All the Sharks tried the product and Robert and Kevin immediately mentioned they could tell the product was working by getting the strong taste. Robert was also impressed when he heard one piece replaces a quarter cup of coffee. Mark was wondering how Matt and Pat came up with the idea and they gave their background story about the project night, competition, and the positive feedback from the San Francisco Giants manager. Robert was interested in the numbers and Matt mentioned last year they did $135,000 and were on track to do $300,000 by the end of this year. They also mentioned the product retails for $3.99, wholesales for $2.69, and it cost them about $1.25 to make.
Barbara was impressed with Matt and Pat, but couldn’t relate to the product so she went out. Kevin, like always, brought up the concern of bigger company’s “taking them out” if they became successful. Kevin felt they needed to grow the brand faster before bigger company’s do this so he made Matt and Pat an offer of $100,000 and he would receive $0.25 every time they sell a can. Daymond was wondering if they were looking for just capital or a strategic partner and they both mentioned they highly valued the partnership. Robert also saw merit in the product and made an offer $75,000 for 15% if Daymond would join because of his distribution connections and Daymond agreed to go in with Robert. Matt and Pat wanted to hear from Mark and he mentioned that he saw tobacco replacement product as a medium sized industry that was niche. Mark also felt this investment would take up too much of his time so he went out as well.
Matt and Pat countered Robert and Daymond with $100,000 for the 15%. Robert asked if they would give up more equity, but they declined. Robert declined their new offer because he felt the value he and Daymond brought would be worth much more in the long run than the additional $25,000. Kevin tried to sell the benefits of his deal of not giving up any equity. After a little hesitation, Matt and Pat accepted Daymond and Robert’s offer and left the Tank very happy.
What Happened To Grinds after Shark Tank – 2018 Update
Although Robert and Daymond seemed very interested during the pitch, it appears the deal between them and Grinds did not close as Robert does not have Grinds listed as one of his investments on his website and Daymond has not brought the company up in many of his interviews and posts. The likely reason for this would be because Grinds was still in its startup stage when Robert and Daymond invested with very little distribution. As shown with other investments that do not close, Robert is not a big fan of making deals with start-up company’s likely because of the high risk and Daymond doesn’t do many deals where he would get less than 10% equity likely because it would not be worth the time.
Despite the presence of a deal not closing, Grinds has continued to grow since airing on Shark Tank. The Shark Tank effect helped Grinds gain tons of exposure and customers after the show aired and they continue to get this exposure through constant reruns. Grinds sells their product through their website and other online outlets such as Amazon. Matt and Pat have introduced new flavors and have been given positive feedback from others as well such as MMQB. They are also heavily active on their media outlets with other over 23,000 likes on Facebook indicating that Matt and Pat are still committed to growing Grinds into a major brand.
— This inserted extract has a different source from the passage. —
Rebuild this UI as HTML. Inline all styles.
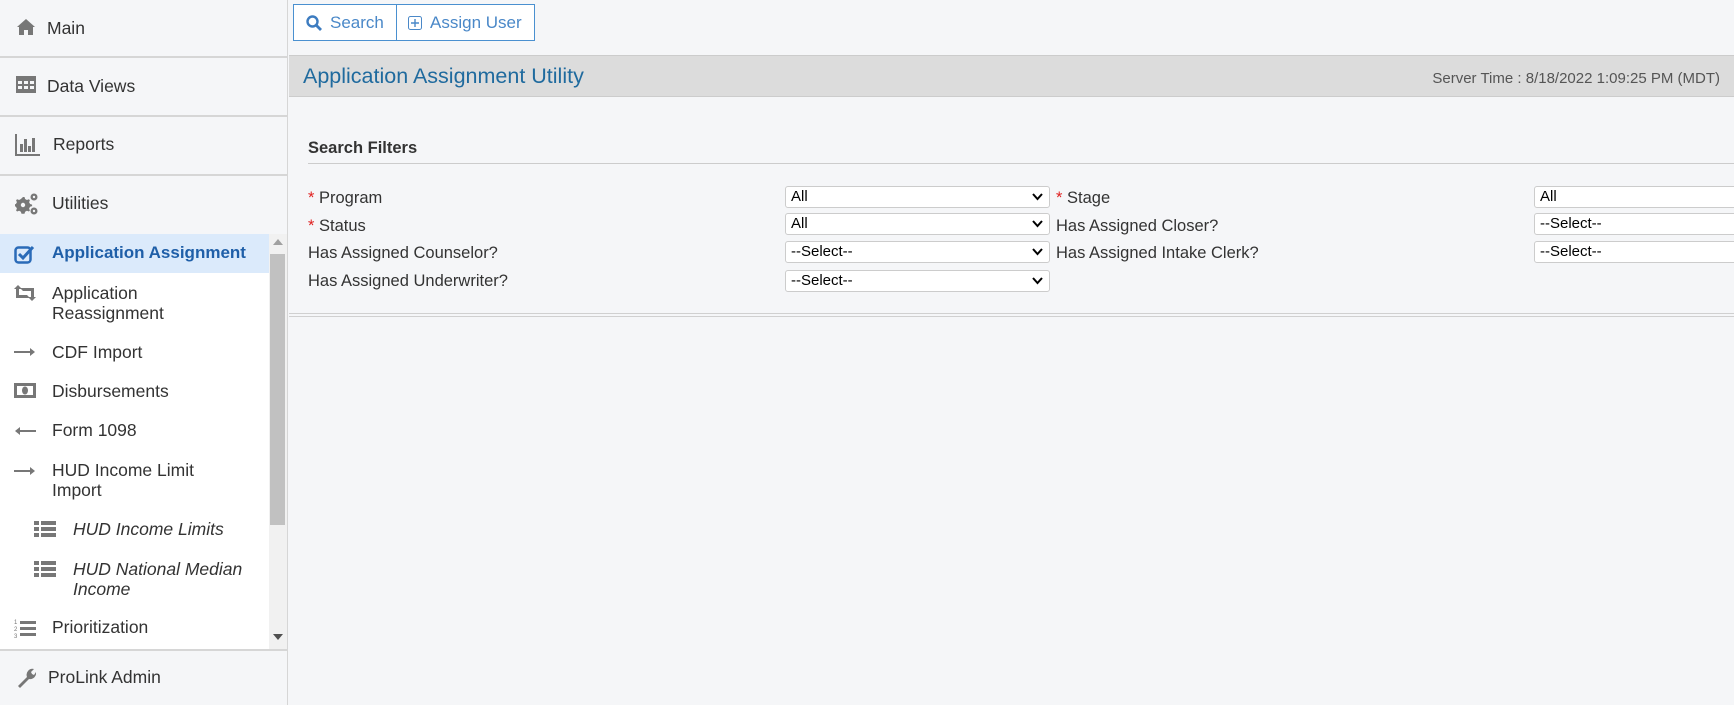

Where can I buy Grinds From Shark Tank?
Grinds are currently available on Amazon, click here to visit the product page.
What entrepreneurs can learn
With heavy research, future entrepreneurs can take away numerous facts from deals that do not close that they can use to their advantage including what the Sharks like and do not like to invest in. Robert is someone who likes to invest in proven concepts with distribution even if he would get little equity in the deal while Daymond doesn’t mind what stage of growth the product is in although he always wants a high equity stake. As seen in the pitch, Mark likes investing a large amount of cash into businesses that he sees heavily expanding for a major return in the long-run, both of which lacked in Grinds. With this knowledge, entrepreneurs should know what stage their business is in and aim for specific Sharks that match what they offer and what they need. For example, a company in its startup stage would benefit from someone like Daymond, someone who is seeking tech help would benefit from Mark or Robert, and someone who is seeking heavy distribution would benefit from Lori. Six seasons of Shark Tank has shown that entrepreneurs have an idea of what questions they will be asked and what they need to know about their business, but looking into extra details like these will also be a major benefit and may be the deciding factor on whether they get a deal that will likely close.